Even after molding, rubber continues to respond to its environment.


It can absorb moisture, release residual gases or change dimensions with temperature, humidity, even pressure.

That’s why tolerances in rubber aren’t about absolutes.
They’re about ranges, windows of acceptability that reflect how the material truly behaves.

Those ranges depend on several factors, including the hardness of the compound, its inherent shrinkage behavior, the part’s geometry and thickness, the molding process used and whether post-curing is involved.

Softer rubbers vary more. Thicker or more complex shapes introduce greater uncertainty.


A compression-molded gasket will not behave like an injection-molded seal.

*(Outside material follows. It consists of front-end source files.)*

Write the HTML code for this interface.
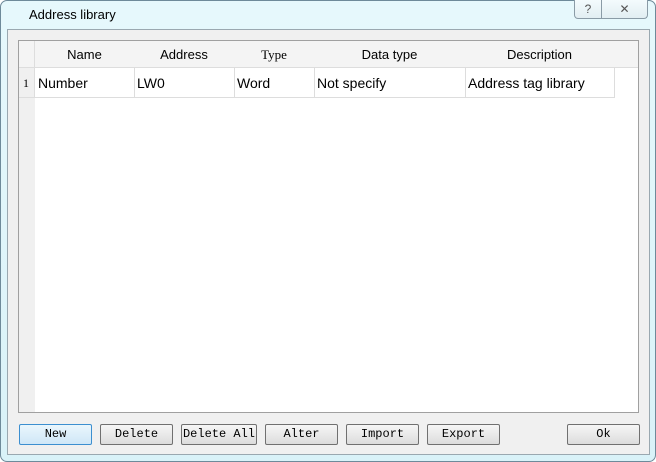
<!DOCTYPE html>
<html><head><style>
*{margin:0;padding:0;box-sizing:border-box}
body{width:656px;height:462px;overflow:hidden;background:#fff;font-family:"Liberation Sans",sans-serif;position:relative}
.win{position:absolute;left:0;top:0;width:656px;height:462px;border:1px solid #6e8a9a;border-radius:7px;background:linear-gradient(#e6f8fc,#d9f2f8);}
.title{position:absolute;left:29px;top:7px;font-size:13px;color:#000}
.client{position:absolute;left:7px;top:29px;width:643px;height:426px;background:#f0f0f0;border:1px solid #9aa8b0}
.cb{position:absolute;top:0;height:19px;border:1px solid #8a9ba6;border-top:none;background:linear-gradient(#f4fbfd,#e2eef2);font-size:12px;color:#555;text-align:center;line-height:18px}
.list{position:absolute;left:18px;top:40px;width:621px;height:373px;background:#fff;border:1px solid #a0a0a0}
.rn{position:absolute;left:0;top:0;width:16px;height:371px;background:#f0f0f0}
.hdr{position:absolute;top:0;height:27px;background:#f4f4f4;border-right:1px solid #ddd;border-bottom:1px solid #ddd;font-size:13px;text-align:center;line-height:28px}
.cell{position:absolute;top:27px;height:30px;border-right:1px solid #ddd;border-bottom:1px solid #ddd;font-size:14px;line-height:31px;padding-left:3px;white-space:nowrap}
.btn{position:absolute;top:424px;height:21px;border:1px solid #707070;border-radius:2px;background:linear-gradient(#f6f6f6,#dcdcdc);font-family:"Liberation Mono",monospace;font-size:12px;text-align:center;line-height:19px}
</style></head><body>
<div class="win"></div>
<div class="title">Address library</div>
<div class="cb" style="left:574px;width:28px;border-bottom-left-radius:4px">?</div>
<div class="cb" style="left:601px;width:47px;border-bottom-right-radius:4px">✕</div>
<div class="client"></div>
<div class="list">
<div class="rn"></div>
<div class="hdr" style="left:0;width:16px"></div>
<div class="hdr" style="left:16px;width:100px">Name</div>
<div class="hdr" style="left:115px;width:101px">Address</div>
<div class="hdr" style="left:215px;width:81px;font-family:'Liberation Serif',serif">Type</div>
<div class="hdr" style="left:295px;width:152px">Data type</div>
<div class="hdr" style="left:446px;width:150px">Description</div>
<div class="hdr" style="left:595px;width:24px;border-right:none"></div>
<div class="cell" style="left:0;width:16px;background:#f0f0f0;font-family:'Liberation Serif',serif;font-size:12px;padding-left:4px">1</div>
<div class="cell" style="left:16px;width:100px">Number</div>
<div class="cell" style="left:115px;width:101px">LW0</div>
<div class="cell" style="left:215px;width:81px">Word</div>
<div class="cell" style="left:295px;width:152px">Not specify</div>
<div class="cell" style="left:446px;width:150px">Address tag library</div>
</div>
<div class="btn" style="left:19px;width:73px;border-color:#3c8fd0;background:linear-gradient(#eaf6fd,#cfe7f7)">New</div>
<div class="btn" style="left:100px;width:73px">Delete</div>
<div class="btn" style="left:181px;width:76px">Delete All</div>
<div class="btn" style="left:265px;width:73px">Alter</div>
<div class="btn" style="left:346px;width:73px">Import</div>
<div class="btn" style="left:427px;width:73px">Export</div>
<div class="btn" style="left:567px;width:73px">Ok</div>
</body></html>
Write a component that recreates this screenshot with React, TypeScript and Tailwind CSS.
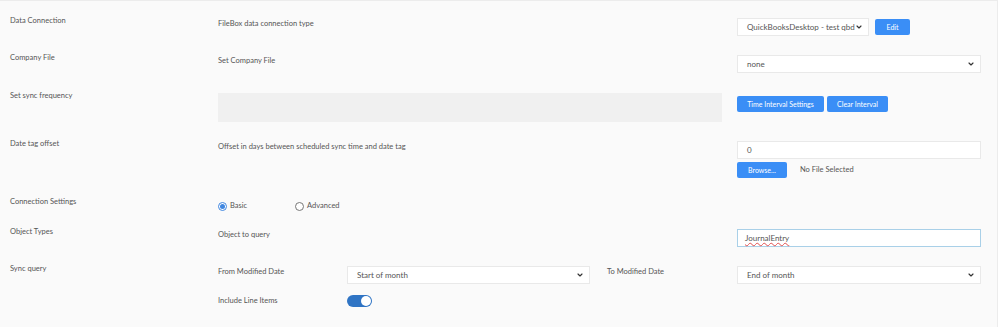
import { ChevronDown } from "lucide-react";

const font = { fontFamily: "Lato, 'Open Sans', sans-serif" };

function Select({ value, className }: { value: string; className: string }) {
  return (
    <div className={`flex items-center justify-between h-[18px] bg-white border border-[#e9e9e9] pl-[9px] pr-[5px] text-[8px] text-[#555] whitespace-nowrap ${className}`}>
      <span>{value}</span>
      <ChevronDown size={8} strokeWidth={3.5} className="text-[#333] shrink-0" />
    </div>
  );
}

function Button({ children, className }: { children: string; className: string }) {
  return (
    <button className={`h-[16px] rounded-[2px] bg-[#3a8ef6] text-white text-[7px] flex items-center justify-center whitespace-nowrap ${className}`}>
      {children}
    </button>
  );
}

function Label({ children }: { children: string }) {
  return <div className="w-[208px] shrink-0 text-[7.5px] leading-[12px] text-[#555]">{children}</div>;
}

export default function App() {
  return (
    <div style={font} className="w-[998px] h-[327px] bg-[#fafafa] border-t border-r border-[#ececec] pl-[10px] pt-[14px] text-[#555]">
      <div className="flex h-[37px]">
        <Label>Data Connection</Label>
        <div className="w-[519px] mt-[3px] text-[7.5px] leading-[12px]">FileBox data connection type</div>
        <div className="flex gap-[6px] mt-[3px]">
          <Select value="QuickBooksDesktop - test qbd" className="w-[132px]" />
          <Button className="w-[35px] mt-[1px]">Edit</Button>
        </div>
      </div>

      <div className="flex h-[38px]">
        <Label>Company File</Label>
        <div className="w-[519px] mt-[3px] text-[7.5px] leading-[12px]">Set Company File</div>
        <Select value="none" className="w-[244px] mt-[3px]" />
      </div>

      <div className="flex h-[48px]">
        <Label>Set sync frequency</Label>
        <div className="w-[519px] pr-[15px]">
          <div className="mt-[3px] h-[29px] bg-[#f0f0f0]" />
        </div>
        <div className="flex gap-[3px] mt-[6px]">
          <Button className="w-[87px] h-[15px]">Time Interval Settings</Button>
          <Button className="w-[61px] h-[15px]">Clear Interval</Button>
        </div>
      </div>

      <div className="flex h-[58px]">
        <Label>Date tag offset</Label>
        <div className="w-[519px] mt-[3px] text-[7.5px] leading-[12px]">Offset in days between scheduled sync time and date tag</div>
        <div className="mt-[3px] w-[244px]">
          <div className="h-[18px] bg-white border border-[#e9e9e9] pl-[9px] flex items-center text-[8px]">0</div>
          <div className="flex items-center gap-[13px] mt-[3px]">
            <Button className="w-[50px]">Browse...</Button>
            <span className="text-[7.5px] text-[#555]">No File Selected</span>
          </div>
        </div>
      </div>

      <div className="flex h-[30px]">
        <Label>Connection Settings</Label>
        <div className="flex items-center mt-[5px] h-[10px] text-[7.5px]">
          <span className="w-[9px] h-[9px] rounded-full border border-[#3f86e0] flex items-center justify-center bg-white">
            <span className="w-[5px] h-[5px] rounded-full bg-[#3f86e0]" />
          </span>
          <span className="ml-[3px] w-[65px]">Basic</span>
          <span className="w-[9px] h-[9px] rounded-full border border-[#777] bg-white" />
          <span className="ml-[3px]">Advanced</span>
        </div>
      </div>

      <div className="flex h-[37px]">
        <Label>Object Types</Label>
        <div className="w-[519px] mt-[3px] text-[7.5px] leading-[12px]">Object to query</div>
        <div className="mt-[3px] w-[244px] h-[18px] bg-white border border-[#a9d0e8] pl-[7px] flex items-center text-[8px]">
          <span className="underline decoration-wavy decoration-[#e05050] decoration-[0.5px] underline-offset-[1px]">JournalEntry</span>
        </div>
      </div>

      <div className="flex">
        <Label>Sync query</Label>
        <div className="w-[519px] mt-[2px]">
          <div className="flex">
            <div className="w-[129px] mt-[1px] text-[7.5px] leading-[12px]">From Modified Date</div>
            <Select value="Start of month" className="w-[243px] mt-[1px]" />
            <div className="ml-[17px] mt-[1px] text-[7.5px] leading-[12px]">To Modified Date</div>
          </div>
          <div className="flex mt-[11px]">
            <div className="w-[129px] text-[7.5px] leading-[12px]">Include Line Items</div>
            <div className="w-[25px] h-[12px] rounded-full bg-[#2f74c4] flex items-center justify-end pr-[1px]">
              <span className="w-[10px] h-[10px] rounded-full bg-white" />
            </div>
          </div>
        </div>
        <Select value="End of month" className="w-[244px] mt-[3px]" />
      </div>
    </div>
  );
}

To manage this, the industry works with tolerance classes, graded levels of dimensional control that balance precision with manufacturability. Some classes are extremely tight and demanding. Others allow more variation where function permits. Most rubber parts fall somewhere in the middle, precise enough to perform, practical enough to produce.

And here’s the key: tighter isn’t always better.

Over-specifying tolerances can raise tooling costs, slow production and increase scrap, without improving performance in the field.
 

Experienced engineers know where dimensions must be controlled tightly…


and where rubber is allowed to do what it does best.

Because precision in rubber isn’t perfection on paper. It’s function in the field.

A part that fits.
Seals.
Holds.
Performs.

That’s what real precision means in rubber molding.